Actually, both could be really useful. Simple example: lower the level the more notes played to help even out the volume. Another: reduce the detune the more notes played.
Not to overemphasize the point, but I have multiple MIDI controllers that transmit polyaftertouch, would like to see PolyAT response over MIDI implemented as soon as possible please.
The Deepmind has this capability and it is useful doing things like having lfo speed per note be quasi-random.
Another nice feature to appropriate from the Deepmind is to have Unison Voice number as a modulation source. So if you are playing in Unison with say 4 voices, each voice can be panned/pitchshifted/etc. depending on which voice it is within the Unison.
A very useful modulation parameter or feature from Korg workstations is AMS. This allows you to add or multiply 2 sources to get a resulting source parameter.
For example, let’s say you want a certain type of vibrato which fades in slowly, reaches max vibrato, then fades out back to the sustained pitch. But, you want this to occur periodically, once every other half second.
To do this, you need 2 sources. One is the normal triangle LFO with fade in and out assigned to osc pitch.
The second source is a slow square LFO with its rate set to a half second. While the pulse is on, the triangle wave LFO gets applied. But when the pulse is 0, no triangle LFO is applied; the original note pitch sounds.
The result is a periodic vibrato.
Other possible applications of this include:
The fading sound of a police or ambulance siren as it approaches then passes by into the distance (Doppler Effect)
A falling filter rez sweep consisting of repeating ramp ups.
To clarify… not to be confused with using key number as a source.

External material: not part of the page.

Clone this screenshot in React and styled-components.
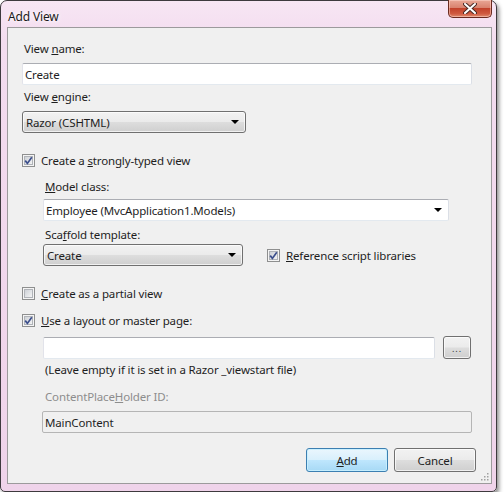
import React from 'react';
import styled, { createGlobalStyle } from 'styled-components';

const GlobalStyle = createGlobalStyle`
  html, body {
    margin: 0;
    padding: 0;
    background: #ffffff;
  }
  body {
    font-family: "Noto Sans", "Open Sans", Arial, sans-serif;
    font-size: 11.5px;
    letter-spacing: -0.15px;
  }
`;

const Window = styled.div`
  width: 497px;
  height: 492px;
  box-sizing: border-box;
  border: 1px solid #3e3a3e;
  border-radius: 7px 7px 5px 5px;
  background: linear-gradient(180deg, #f7e6f4 0%, #f3dcef 8%, #efd3ea 100%);
  box-shadow: 2px 3px 4px rgba(0, 0, 0, 0.45);
  display: flex;
  flex-direction: column;
  padding: 0 4px 7px 6px;
`;

const TitleBar = styled.div`
  height: 28px;
  display: flex;
  align-items: flex-start;
  justify-content: space-between;
`;

const Title = styled.div`
  padding: 7px 0 0 1px;
  font-size: 12px;
  color: #1a1a1a;
  text-shadow: 0 0 6px #ffffff, 0 0 3px #ffffff;
`;

const CloseButton = styled.div`
  width: 44px;
  height: 18px;
  margin-top: -1px;
  box-sizing: border-box;
  border: 1px solid #6b2a20;
  border-top: none;
  border-radius: 0 0 5px 5px;
  background: linear-gradient(180deg, #e9a796 0%, #d9826e 45%, #c2422b 50%, #cf5a40 80%, #e08a6e 100%);
  display: flex;
  align-items: center;
  justify-content: center;
  box-shadow: inset 0 0 0 1px rgba(255, 220, 210, 0.5);
`;

const Client = styled.div`
  flex: 1;
  background: #f0f0f0;
  border: 1px solid #9c9a9c;
  display: flex;
  flex-direction: column;
  padding: 13px 15px 11px 14px;
  position: relative;
`;

const Label = styled.div`
  line-height: 16px;
  height: 16px;
  padding-left: 2px;
  color: ${p => (p.$disabled ? '#8d8d8d' : '#1e1e1e')};
  margin-top: ${p => p.$mt || 0}px;
  white-space: nowrap;
`;

const Indent = styled.div`
  display: flex;
  flex-direction: column;
  padding-left: ${p => p.$pl || 21}px;
`;

const TextInput = styled.div`
  width: ${p => p.$w}px;
  height: 22px;
  box-sizing: border-box;
  margin-top: ${p => p.$mt || 0}px;
  border: 1px solid;
  border-color: ${p => (p.$disabled ? '#b5b5b5' : '#abadb3 #dbdfe6 #e3e9ef #e2e3ea')};
  border-radius: 2px;
  background: ${p => (p.$disabled ? '#f0f0f0' : '#ffffff')};
  display: flex;
  align-items: center;
  justify-content: space-between;
  padding: 0 6px 0 2px;
  color: #1e1e1e;
`;

const Select = styled.div`
  width: ${p => p.$w}px;
  height: 22px;
  box-sizing: border-box;
  margin-top: ${p => p.$mt || 0}px;
  border: 1px solid #707070;
  border-radius: 3px;
  background: linear-gradient(180deg, #f2f2f2 0%, #ebebeb 48%, #dddddd 52%, #cfcfcf 100%);
  box-shadow: inset 0 0 0 1px rgba(255, 255, 255, 0.7);
  display: flex;
  align-items: center;
  justify-content: space-between;
  padding: 0 6px 0 3px;
  color: #1e1e1e;
`;

const Arrow = styled.span`
  width: 0;
  height: 0;
  border-left: 4px solid transparent;
  border-right: 4px solid transparent;
  border-top: 4px solid #000000;
`;

const CheckRow = styled.div`
  display: flex;
  align-items: center;
  gap: 6px;
  height: 16px;
  margin-top: ${p => p.$mt || 0}px;
  color: #1e1e1e;
  white-space: nowrap;
`;

const Row = styled.div`
  display: flex;
  align-items: center;
  gap: ${p => p.$gap || 0}px;
  margin-top: ${p => p.$mt || 0}px;
`;

const BrowseButton = styled.div`
  width: 28px;
  height: 23px;
  box-sizing: border-box;
  border: 1px solid #707070;
  border-radius: 3px;
  background: linear-gradient(180deg, #f2f2f2 0%, #ebebeb 48%, #dddddd 52%, #cfcfcf 100%);
  box-shadow: inset 0 0 0 1px rgba(255, 255, 255, 0.7);
  display: flex;
  align-items: center;
  justify-content: center;
  font-size: 9px;
  letter-spacing: 1px;
  color: #333;
  padding-top: 2px;
`;

const ButtonBar = styled.div`
  display: flex;
  justify-content: flex-end;
  gap: 6px;
  margin-top: 15px;
`;

const Button = styled.div`
  width: 82px;
  height: 24px;
  box-sizing: border-box;
  border: 1px solid ${p => (p.$primary ? '#3c7fb1' : '#707070')};
  border-radius: 3px;
  background: ${p =>
    p.$primary
      ? 'linear-gradient(180deg, #eaf6fd 0%, #d9f0fc 48%, #bee6fd 52%, #a7d9f5 100%)'
      : 'linear-gradient(180deg, #f2f2f2 0%, #ebebeb 48%, #dddddd 52%, #cfcfcf 100%)'};
  box-shadow: inset 0 0 0 1px ${p => (p.$primary ? 'rgba(200, 240, 255, 0.9)' : 'rgba(255, 255, 255, 0.7)')};
  display: flex;
  align-items: center;
  justify-content: center;
  color: #1e1e1e;
`;

const Grip = styled.svg`
  position: absolute;
  right: 2px;
  bottom: 2px;
`;

const CheckBox = ({ checked }) => (
  <svg width="13" height="13" viewBox="0 0 13 13">
    <defs>
      <linearGradient id="cbg" x1="0" y1="0" x2="1" y2="1">
        <stop offset="0" stopColor="#cbcfd5" />
        <stop offset="1" stopColor="#f6f6f6" />
      </linearGradient>
    </defs>
    <rect x="0.5" y="0.5" width="12" height="12" fill="#f4f4f4" stroke="#8e8f8f" />
    <rect x="2.5" y="2.5" width="8" height="8" fill="url(#cbg)" stroke="#b0b3b8" strokeWidth="1" />
    {checked && (
      <path d="M3.2 6.6 L5.4 9.4 L9.8 3.2" fill="none" stroke="#3c4f8c" strokeWidth="1.7" />
    )}
  </svg>
);

const Check = ({ checked, children, mt }) => (
  <CheckRow $mt={mt}>
    <CheckBox checked={checked} />
    <span>{children}</span>
  </CheckRow>
);

const App = () => (
  <>
    <GlobalStyle />
    <Window>
      <TitleBar>
        <Title>Add View</Title>
        <CloseButton>
          <svg width="14" height="11" viewBox="0 0 14 11">
            <path d="M2 1 L12 10 M12 1 L2 10" stroke="#4a2a26" strokeWidth="4" strokeLinecap="round" />
            <path d="M2 1 L12 10 M12 1 L2 10" stroke="#ffffff" strokeWidth="2" strokeLinecap="round" />
          </svg>
        </CloseButton>
      </TitleBar>
      <Client>
        <Label>View <u>n</u>ame:</Label>
        <TextInput $w={450} $mt={6}>Create</TextInput>
        <Label $mt={4}>View <u>e</u>ngine:</Label>
        <Select $w={224} $mt={6}>
          <span>Razor (CSHTML)</span>
          <Arrow />
        </Select>
        <Check checked mt={19}>Create a <u>s</u>trongly-typed view</Check>
        <Indent>
          <Label $mt={11}><u>M</u>odel class:</Label>
          <TextInput $w={406} $mt={4}>
            <span>Employee (MvcApplication1.Models)</span>
            <Arrow />
          </TextInput>
          <Label $mt={6}>Sca<u>f</u>fold template:</Label>
          <Row $gap={24} $mt={1}>
            <Select $w={200}>
              <span>Create</span>
              <Arrow />
            </Select>
            <Check checked><u>R</u>eference script libraries</Check>
          </Row>
        </Indent>
        <Check mt={19}><u>C</u>reate as a partial view</Check>
        <Check checked mt={11}><u>U</u>se a layout or master page:</Check>
        <Indent>
          <Row $gap={8} $mt={8}>
            <TextInput $w={392} />
            <BrowseButton>...</BrowseButton>
          </Row>
          <Label $mt={3}>(Leave empty if it is set in a Razor _viewstart file)</Label>
          <Label $mt={11} $disabled>ContentPlace<u>H</u>older ID:</Label>
        </Indent>
        <Indent $pl={20}>
          <TextInput $w={430} $mt={6} $disabled>MainContent</TextInput>
        </Indent>
        <ButtonBar>
          <Button $primary><span><u>A</u>dd</span></Button>
          <Button>Cancel</Button>
        </ButtonBar>
        <Grip width="9" height="9" viewBox="0 0 9 9">
          {[[7, 1], [7, 4], [4, 4], [7, 7], [4, 7], [1, 7]].map(([x, y]) => (
            <rect key={`${x}-${y}`} x={x} y={y} width="1.5" height="1.5" fill="#a0a0a0" />
          ))}
        </Grip>
      </Client>
    </Window>
  </>
);

export default App;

Voice number is different. Think unison patch using eight voices, with the filter cutoff or glide rate modulated by voice number. Or voice number modulating the VCF EG Amount in a polyphonic patch with key assignment set to CYCLE.
Some early poly synths were not “perfect” but this can be a “feature”. A good example is OBX. When using glide in unison mode, the glide circuits per voice weren’t matched but this resulted in really fat mono lead sounds.
Timbre (CC74)
Breath (CC2)
Alternate (switches between two values with each note on)
Perhaps Sequencer Gate
Also, usually Random modulation sources are a single value. So if one uses Random on say 4 different targets, all 4 are having the same ‘random’ pattern. If it is that way in the One, then it would be nice to either have a random that is unique per parameter, or at least Random 2 and maybe Random 3…
And since there is no thread for Destination requests… I would like LFO Start Phase as a destination.
CC74 will be important for MPE if/when it happens.
I’d take this one step further and allow any incoming Midi CC#. I know that some of the Midi functionality is being worked on still…
A few random number generators. i.e. RNG1, RNG2, RNG3, RNG4, RNG5. Each time you stuck a key, new set of numbers is generated. So it’s not a S&H LFO, but an actual random number generator that remains fixed value for the time the voice is being played. They are polyphonic, so in reality there are “n x 16” of them with n being highest RNG(n).
Some examples:
– each individual VCO can be programmed have a certain pitch offset for emulating manually calibrated voice board with each trimmer being slightly off. (unless there is already a random pitch per each VCO avail)
– or to randomize other stuff. i.e. differently calibrated filter “chips” per voice, etc.